You Know Corning's Gorilla Glass Is Good, But How Good?
You probably have seen the television commercial where the host is showing off a baseball video game on his big flat screen to his friend. Then the friend pitches the game controller through the center of the television, shattering it into smithereens. I don't know about you, but I still cringe just thinking about it.
The engineers at Corning had been thinking about the same problem, and came up with a solution: Gorilla Glass. The company has been making it since 2008, and now it's used in more than 350 different product models that have shipped more than 200 million devices. While it once might have been a novelty, it's now competing in the mass market. That makes the consumer question: Is there something so special about Gorilla Glass that you would want to choose a TV that has it over one that doesn't have it?
Different types of glass have different chemical compositions. Gorilla Glass starts with a fairly typical combination of silicon, aluminum, and oxygen, along with some sodium distributed throughout. After this mixture has been melted and formed into a sheet of glass, it is immersed in a bath of molten potassium salt at a temperature of about 400 degrees. And that's where the magic happens.
In this salt bath, some of the sodium ions near the surface of the sheet are displaced by potassium ions. The reason that this is important is that the potassium ions are about one third larger in size than the sodium ions that they replace. As the glass cools, these take up more space and cause the outer edges of the glass to become compressed in comparison to the core of the glass between the edges.
This compression makes it harder for the glass to break. Imagine if you were trying to cut through a loaf of bread. If it has a soft crust, it is easy for the cut to advance through the bread. But if there is a hard outer crust, it is harder to start a cut. The effect is similar with Gorilla Glass; the compression prevents scratches and cracks from advancing through the rest of the sheet.
The end result is that a sheet of Gorilla Glass is stronger than a sheet of window glass that is two and a half times as thick. This produces some important advantages. According to Corning, manufacturers can design their products to use glass sheets that are three to five times thinner, and weigh 70 to 80% less than other glasses. This is especially important for mobile devices that need a durable screen yet still remain lightweight and compact.
Apple does not disclose what components are used in its iPhone and other products, but many people are convinced that the iPhone 4 uses Gorilla Glass for its cover layer. Other manufacturers are more forthcoming, and you can find Gorilla Glass in the Samsung Galaxy Tab, the Nokia Astound, the Motorola Droid and Xoom, the HTC EVO 4G, and the Dell Streak 7 Tablet, to name just a few products.

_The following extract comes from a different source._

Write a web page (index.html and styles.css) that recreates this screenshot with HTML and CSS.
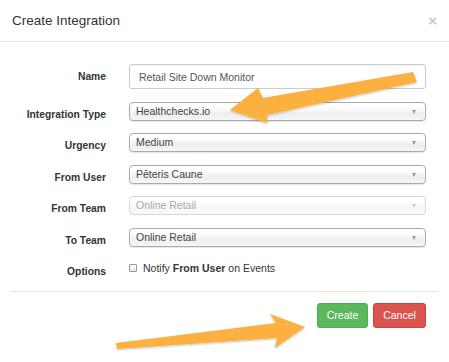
FILE: index.html
```html
<!DOCTYPE html>
<html>

<head>
	<title>Create Integration</title>
	<meta name="viewport" content="width=device-width, initial-scale=1">
	<link rel="stylesheet" href="styles.css">
</head>

<body>
	<div class="modal">
		<div class="modal-header">
			<span class="close">&times;</span>
			<h4 class="modal-title">Create Integration</h4>
		</div>

		<form class="modal-body">
			<div class="form-row name-row">
				<label>Name</label>
				<input type="text" class="text-input" value="Retail Site Down Monitor">
			</div>
			<div class="form-row">
				<label>Integration Type</label>
				<div class="chosen"><span>Healthchecks.io</span></div>
			</div>
			<div class="form-row">
				<label>Urgency</label>
				<div class="chosen"><span>Medium</span></div>
			</div>
			<div class="form-row">
				<label>From User</label>
				<div class="chosen"><span>Pēteris Caune</span></div>
			</div>
			<div class="form-row">
				<label>From Team</label>
				<div class="chosen disabled"><span>Online Retail</span></div>
			</div>
			<div class="form-row">
				<label>To Team</label>
				<div class="chosen"><span>Online Retail</span></div>
			</div>
			<div class="form-row">
				<label>Options</label>
				<div class="checkbox"><span class="box"></span>Notify <b>From User</b> on Events</div>
			</div>

			<div class="modal-footer">
				<button type="button" class="btn btn-success">Create</button>
				<button type="button" class="btn btn-danger">Cancel</button>
			</div>
		</form>
	</div>

	<!-- annotation arrows drawn over the screenshot -->
	<svg class="arrows" width="449" height="362" viewBox="0 0 449 362">
		<defs>
			<filter id="shade" x="-10%" y="-30%" width="120%" height="160%">
				<feDropShadow dx="0" dy="1" stdDeviation="1" flood-color="#000" flood-opacity="0.25"/>
			</filter>
		</defs>
		<polygon filter="url(#shade)" fill="#fbb040"
			points="230,110 258,88 263,98 413,72 417,82 267,115 267,123"/>
		<polygon filter="url(#shade)" fill="#fbb040"
			points="305,327 270,314 276,323 116,343 117,349 277,338 275,348"/>
	</svg>
</body>

</html>
```

FILE: styles.css
```css
body {
	margin: 0;
	font-family: 'Liberation Sans', Arial, sans-serif;
	color: #333;
	background: #fff;
}

.modal {
	width: 449px;
}

.modal-header {
	padding: 10.5px 12px 11px;
	border-bottom: 1px solid #e5e5e5;
}

.modal-title {
	margin: 0;
	font-size: 13.5px;
	line-height: 19.5px;
	font-weight: normal;
}

.close {
	float: right;
	font-size: 15px;
	line-height: 19.5px;
	font-weight: bold;
	color: #c8c8c8;
}

.modal-body {
	padding: 22px 11px 0;
}

.form-row {
	display: grid;
	grid-template-columns: 95px 297px;
	column-gap: 23px;
	margin-bottom: 12.5px;
}

label {
	display: block;
	text-align: right;
	font-weight: bold;
	font-size: 10.3px;
	line-height: 13px;
	padding-top: 6px;
}

.text-input {
	height: 25px;
	box-sizing: border-box;
	padding: 0 9px;
	border: 1px solid #ccc;
	border-radius: 3px;
	font-family: inherit;
	font-size: 10.5px;
	color: #555;
	box-shadow: inset 0 1px 1px rgba(0, 0, 0, .06);
	margin: 0;
}

.chosen {
	position: relative;
	height: 19px;
	box-sizing: border-box;
	border: 1px solid #aaa;
	border-radius: 4px;
	background: linear-gradient(#fff 20%, #f6f6f6 50%, #eee 52%, #f4f4f4 100%);
	box-shadow: inset 0 0 3px #fff, 0 1px 1px rgba(0, 0, 0, .1);
	font-size: 10.5px;
	line-height: 17px;
	color: #444;
	padding-left: 6px;
}

.chosen::after {
	content: "";
	position: absolute;
	right: 9px;
	top: 7px;
	border-left: 2.5px solid transparent;
	border-right: 2.5px solid transparent;
	border-top: 4px solid #999;
}

.chosen.disabled {
	border-color: #d6d6d6;
	background: linear-gradient(#fff 20%, #fafafa 50%, #f6f6f6 52%, #f9f9f9 100%);
	color: #aaa;
	box-shadow: none;
}

.chosen.disabled::after {
	border-top-color: #ccc;
}

.checkbox {
	font-size: 10.5px;
	line-height: 15px;
	padding-top: 1.5px;
	display: flex;
	align-items: center;
	align-self: start;
}

.checkbox b {
	margin: 0 3px;
}

.box {
	width: 8px;
	height: 8px;
	box-sizing: border-box;
	border: 1px solid #999;
	border-radius: 1px;
	background: linear-gradient(#fff, #e6e6e6);
	margin-right: 6px;
}

.modal-footer {
	margin-top: 11.5px;
	border-top: 1px solid #e5e5e5;
	padding: 11px 12px 0 0;
	display: flex;
	justify-content: flex-end;
	gap: 5px;
}

.btn {
	height: 25px;
	border: 1px solid transparent;
	border-radius: 3px;
	font-family: inherit;
	font-size: 10.5px;
	color: #fff;
	padding: 0;
	margin: 0;
}

.btn-success {
	width: 51px;
	background-color: #5cb85c;
	border-color: #4cae4c;
}

.btn-danger {
	width: 53px;
	background-color: #d9534f;
	border-color: #d43f3a;
}

.arrows {
	position: absolute;
	left: 0;
	top: 0;
	pointer-events: none;
}
```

And yes, Gorilla Glass is showing up on large flat-panel HDTVs as well. The extra strength makes it possible to create a thin cover glass that goes edge to edge, covering the display panel and bezel for a clean design that also provides protection against scratches or other damage. Manufacturers have now chosen to add Gorilla Glass to some of their HDTV designs, including Sony, which uses it in their KDL-HX820, KDL-NX720, and KDL-HX929 series of BRAVIA television sets.
How can you tell for sure if a product uses Gorilla Glass? You won't need a baseball bat to test it. More and more manufacturers are pointing out this feature right on their specification sheets and in their marketing materials, and Corning keeps its own list.